Writing in Science Robotics, Hwangbo et al.2 report intriguing evidence that a data-driven approach to designing robotic software could overcome a long-standing challenge in robotics and artificial-intelligence research called the simulation–reality gap. For decades, roboticists have guided the limbs of robots using software that is built on a foundation of predictive, mathematical models, known as classical control theory. However, this method has proved ineffective when applied to the seemingly simple problem of guiding robotic limbs through the tasks of walking, climbing and grasping objects of various shapes.

A robot typically begins its life in simulation. When its guiding software performs well in the virtual world, that software is placed in a robotic body and then sent into the physical world. There, the robot will inevitably encounter limitless, and difficult to predict, irregularities in the environment. Examples of such issues include surface friction, structural flexibility, vibration, sensor delays and poorly timed actuators — devices that convert energy into movement. Unfortunately, these combined nuisances are impossible to describe fully, in advance, using mathematics. As a result, even a robot that performs beautifully in simulation will stumble and fall after a few encounters with seemingly minor physical obstacles.

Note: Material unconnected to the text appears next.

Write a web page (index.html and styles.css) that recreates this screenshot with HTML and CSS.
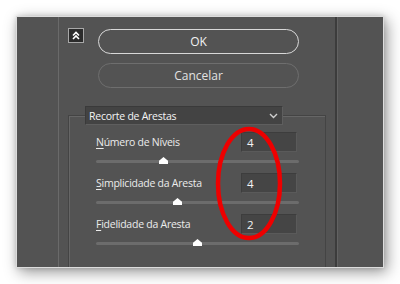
FILE: index.html
```html
<!DOCTYPE html>
<html>
<head>
<meta charset="utf-8">
<link rel="stylesheet" href="styles.css">
</head>
<body>
<div class="panel">
  <div class="side-left"></div>
  <div class="main">
    <div class="top">
      <div class="collapse">
        <svg width="8" height="9" viewBox="0 0 8 9"><path d="M1 4.5 L4 1.5 L7 4.5 M1 8 L4 5 L7 8" fill="none" stroke="#fff" stroke-width="1.6"/></svg>
      </div>
      <div class="buttons">
        <div class="btn btn-ok">OK</div>
        <div class="btn btn-cancel">Cancelar</div>
      </div>
    </div>
    <div class="group">
      <div class="select">
        <span>Recorte de Arestas</span>
        <svg width="9" height="6" viewBox="0 0 9 6"><path d="M1 1 L4.5 4.5 L8 1" fill="none" stroke="#cfcfcf" stroke-width="1.4"/></svg>
      </div>
      <div class="row">
        <div class="line"><span class="label"><u>N</u>úmero de Níveis</span><span class="field">4</span></div>
        <div class="slider"><div class="track"></div><div class="thumb" style="left: 67px"></div></div>
      </div>
      <div class="row">
        <div class="line"><span class="label"><u>S</u>implicidade da Aresta</span><span class="field">4</span></div>
        <div class="slider"><div class="track"></div><div class="thumb" style="left: 81px"></div></div>
      </div>
      <div class="row">
        <div class="line"><span class="label"><u>F</u>idelidade da Aresta</span><span class="field">2</span></div>
        <div class="slider"><div class="track"></div><div class="thumb" style="left: 101px"></div></div>
      </div>
    </div>
  </div>
  <div class="side-right"></div>
</div>
<svg class="mark" width="400" height="284" viewBox="0 0 400 284"><ellipse cx="249" cy="183.5" rx="31" ry="54.5" fill="none" stroke="#ee0000" stroke-width="4.5"/></svg>
</body>
</html>
```

FILE: styles.css
```css
html, body {
  margin: 0;
  padding: 0;
  background: #ffffff;
  width: 400px;
  height: 284px;
  overflow: hidden;
  font-family: "Open Sans", "Noto Sans", sans-serif;
}

.panel {
  margin: 16px 0 0 16px;
  width: 368px;
  height: 252px;
  box-sizing: border-box;
  background: #535353;
  border: 1px solid #dcdcdc;
  display: flex;
  overflow: hidden;
  box-shadow: 3px 4px 14px rgba(0, 0, 0, 0.42), 0 0 5px rgba(0, 0, 0, 0.15);
}

.side-left {
  width: 41px;
  flex: none;
  border-right: 1px solid #6a6a6a;
}

.main {
  width: 278px;
  flex: none;
  box-sizing: border-box;
  padding: 11px 0 0 9px;
  border-right: 2px solid #3c3c3c;
  display: flex;
  flex-direction: column;
}

.side-right {
  flex: 1;
  border-left: 1px solid #626262;
}

.top {
  display: flex;
  align-items: flex-start;
}

.collapse {
  width: 16px;
  height: 15px;
  box-sizing: border-box;
  border: 1px solid #a8a8a8;
  background: #2b2b2b;
  display: flex;
  align-items: center;
  justify-content: center;
}

.buttons {
  margin-left: 14px;
  margin-top: 1px;
  display: flex;
  flex-direction: column;
  gap: 9px;
}

.btn {
  width: 201px;
  height: 25px;
  box-sizing: border-box;
  border-radius: 13px;
  display: flex;
  align-items: center;
  justify-content: center;
  font-size: 12px;
  color: #f2f2f2;
}

.btn-ok {
  border: 1.5px solid #d8d8d8;
}

.btn-cancel {
  border: 1.5px solid #6e6e6e;
  color: #e2e2e2;
}

.group {
  margin-top: 27px;
  width: 258px;
  flex: 1;
  box-sizing: border-box;
  border: 1px solid #444444;
  border-bottom: none;
  box-shadow: inset 1px 1px 0 #666666;
}

.select {
  margin: -10px 0 0 16px;
  width: 198px;
  height: 19px;
  box-sizing: border-box;
  background: #434343;
  border: 1px solid #3a3a3a;
  border-right-color: #5e5e5e;
  border-bottom-color: #5e5e5e;
  display: flex;
  align-items: center;
  justify-content: space-between;
  padding: 0 4px 0 3px;
  font-size: 10.5px;
  letter-spacing: -0.25px;
  color: #f4f4f4;
}

.row {
  margin-left: 27px;
  width: 203px;
}

.select + .row {
  margin-top: 7px;
}

.line {
  height: 20px;
  display: flex;
  align-items: center;
  justify-content: space-between;
  padding-right: 2px;
}

.label {
  font-size: 10.5px;
  letter-spacing: -0.25px;
  color: #ececec;
}

.label u {
  text-decoration-thickness: 1px;
  text-underline-offset: 2px;
}

.field {
  width: 56px;
  height: 20px;
  box-sizing: border-box;
  background: #454545;
  border: 1px solid #3d3d3d;
  border-right-color: #5a5a5a;
  border-bottom-color: #5a5a5a;
  font-size: 11.5px;
  color: #f4f4f4;
  padding-left: 5px;
  display: flex;
  align-items: center;
}

.slider {
  position: relative;
  height: 21px;
}

.track {
  position: absolute;
  left: 0;
  right: 0;
  top: 8px;
  height: 3px;
  border-radius: 2px;
  background: #6c6c6c;
}

.thumb {
  position: absolute;
  top: 5px;
  width: 9px;
  height: 7px;
  margin-left: -4px;
  background: #ffffff;
  clip-path: polygon(50% 0, 100% 55%, 100% 100%, 0 100%, 0 55%);
}

.mark {
  position: absolute;
  left: 0;
  top: 0;
  pointer-events: none;
}
```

Hwangbo et al. have demonstrated a way of closing this performance gap by blending classical control theory with machine-learning techniques. The team began by designing a conventional mathematical model of a medium-dog-sized quadrupedal robot called ANYmal (Fig. 1). Next, they collected data from the actuators that guide the movements of the robot’s limbs. They fed this information into several machine-learning systems known as neural networks to build a second model — one that could automatically predict the idiosyncratic movements of the AMYmal robot’s limbs. Finally, the team inserted the trained neural networks into its first model and ran the hybrid model in simulation on a standard desktop computer.

ANYmal autonomous legged robot walking through underground tunnel

Figure 1 | The ANYmal robot. Hwangbo et al.2 report that a data-driven approach to designing robotic software can improve the locomotion skills of robots. They demonstrate their method using the ANYmal robot — a medium-dog-sized quadrupedal system.Credit: ETH Zurich/Daniel Winkler

The hybrid simulator was faster and more accurate than a simulator that was based on analytical models. But more importantly, when a locomotion strategy was optimized in the hybrid simulator, and then transferred into the robot’s body and tested in the physical world, it was as successful as it was in simulation. This long-overdue breakthrough signals the demise of the seemingly insurmountable simulation–reality gap.

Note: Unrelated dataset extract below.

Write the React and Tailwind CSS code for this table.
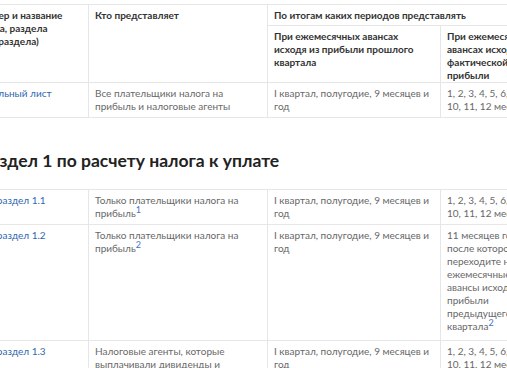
import React from "react";

const font = { fontFamily: "Lato, 'Open Sans', sans-serif" };

function Sup({ n }) {
  return <sup className="text-[9px] text-[#3b73c4]">{n}</sup>;
}

function Cols() {
  return (
    <colgroup>
      <col className="w-[117px]" />
      <col className="w-[179px]" />
      <col className="w-[173px]" />
      <col className="w-[104px]" />
    </colgroup>
  );
}

const th = "border border-[#e6e6e6] px-[6px] pt-[4px] pb-[3px] text-left align-top font-bold text-[#333]";
const th2 = "border border-[#e6e6e6] pl-[6px] pt-[4px] pb-0 text-left align-top font-bold text-[#333]";
const td = "border border-[#e6e6e6] px-[6px] pt-[4px] pb-[4px] text-left align-top text-[#686868]";
const link = "text-[#2f68b0]";

function Months() {
  return (
    <span className="whitespace-nowrap">
      1, 2, 3, 4, 5, 6, 7, 8, 9,
      <br />
      10, 11, 12 месяцев
    </span>
  );
}

export default function App() {
  return (
    <div className="w-[507px] h-[368px] overflow-hidden bg-white" style={font}>
      <div className="ml-[-29px] pt-[4px] text-[10px] leading-[13px]">
        <table className="table-fixed border-collapse w-[573px]">
          <Cols />
          <thead>
            <tr>
              <th rowSpan={2} className={th}>
                Номер и название листа, раздела (подраздела)
              </th>
              <th rowSpan={2} className={th}>Кто представляет</th>
              <th colSpan={2} className={th}>По итогам каких периодов представлять</th>
            </tr>
            <tr>
              <th className={`${th2} pr-[14px]`}>
                При ежемесячных авансах исходя из прибыли прошлого квартала
              </th>
              <th className={`${th2} pr-[6px]`}>
                При ежемесячных
                <br />
                авансах исходя из
                <br />
                фактической
                <br />
                прибыли
              </th>
            </tr>
          </thead>
          <tbody>
            <tr>
              <td className={td}>
                <span className={link}>Титульный лист</span>
              </td>
              <td className={td}>Все плательщики налога на прибыль и налоговые агенты</td>
              <td className={td}>I квартал, полугодие, 9 месяцев и год</td>
              <td className={td}>
                <Months />
              </td>
            </tr>
          </tbody>
        </table>

        <h2 className="ml-[9px] mt-[33px] mb-[18px] text-[17.5px] leading-[20px] font-bold text-[#222]">
          Раздел 1 по расчету налога к уплате
        </h2>

        <table className="table-fixed border-collapse w-[573px]">
          <Cols />
          <tbody>
            <tr>
              <td className={td}>
                <span className={link}>Подраздел 1.1</span>
              </td>
              <td className={td}>
                Только плательщики налога на прибыль
                <Sup n="1" />
              </td>
              <td className={td}>I квартал, полугодие, 9 месяцев и год</td>
              <td className={td}>
                <Months />
              </td>
            </tr>
            <tr>
              <td className={td}>
                <span className={link}>Подраздел 1.2</span>
              </td>
              <td className={td}>
                Только плательщики налога на прибыль
                <Sup n="2" />
              </td>
              <td className={td}>I квартал, полугодие, 9 месяцев и год</td>
              <td className={`${td} pb-[7px]`}>
                11 месяцев года,
                <br />
                после которого
                <br />
                переходите на
                <br />
                ежемесячные
                <br />
                авансы исходя из
                <br />
                прибыли
                <br />
                предыдущего
                <br />
                квартала
                <Sup n="2" />
              </td>
            </tr>
            <tr>
              <td className={td}>
                <span className={link}>Подраздел 1.3</span>
              </td>
              <td className={td}>Налоговые агенты, которые выплачивали дивиденды и проценты</td>
              <td className={td}>I квартал, полугодие, 9 месяцев и год</td>
              <td className={td}>
                <Months />
              </td>
            </tr>
          </tbody>
        </table>
      </div>
    </div>
  );
}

The approach used by Hwangbo et al. hints at another major shift in the field of robotics. Hybrid models are the first step towards this change. The next step will be to retire analytical models altogether, in favour of machine-learning models that are trained using data collected from a robot’s real-world environment. Such data-pure approaches — referred to as end-to-end training — are gaining momentum. Several innovative applications have already been reported, including articulated robotic arms3, multi-fingered mechanical hands4, drones5 and even self-driving cars6.

For now, roboticists are still learning to harness the power of faster computation, an abundance of sensor data and improvements in the quality of machine-learning algorithms. It is not yet clear whether it is time for universities to stop teaching classical control theory. However, I think that the writing is already on the wall: future roboticists will no longer tell robots how to walk. Instead, they will let robots learn on their own, using data that are collected from their own bodies.

Many challenges remain, of course, and chief among them is the challenge of scalability. So far, end-to-end training has been applied to physical robots that have only a small number of actuators. The fewer the actuators, the fewer the parameters that are needed to describe the robot’s movements, and therefore the simpler the model is. The path to scalability will probably involve the use of more-hierarchical and modular machine-learning architectures. Further research needs to be done to learn whether end-to-end control can be scaled up to guide complex machines that have dozens of actuators, including humanoid robots7, or large systems such as manufacturing plants or smart cities — urban areas that use digital technology to improve the lives of citizens.

Another challenge is less technical and more personal. For some researchers, the transition from using relatively simple mathematical models to applying ‘black box’ machine-learning systems — in which the internal workings are unknown — signals the unfortunate end of insight, and brings with it the feeling of loss of control. I am not one of those researchers. For me, there is something satisfying about seeing a robot, like a child, learn to walk on its own.

The insights offered by Hwangbo et al. could also be considered in the context of the mysteries of the mind. Consciousness has been one of the longest-standing puzzles of human nature8. In my experience, human-devised definitions of self-awareness are so vague that they are of little practical value for building robotic software. Perhaps the converse is true, however, and the study of robotic software can offer insights into age-old questions about the human mind.

One could conjecture that self-awareness and, by extension, consciousness are, at their core, an indication of our ability to think about ourselves in the abstract — to self-simulate. I would argue that the further ahead in time a person can look, and the more detailed the mental picture of their future activities is, the greater that person’s capacity for self-awareness will be. Now, robots are capable of learning to self-simulate. This breakthrough is not merely a practical advance that will save some engineering effort, but also the beginning of an era of robot autonomy.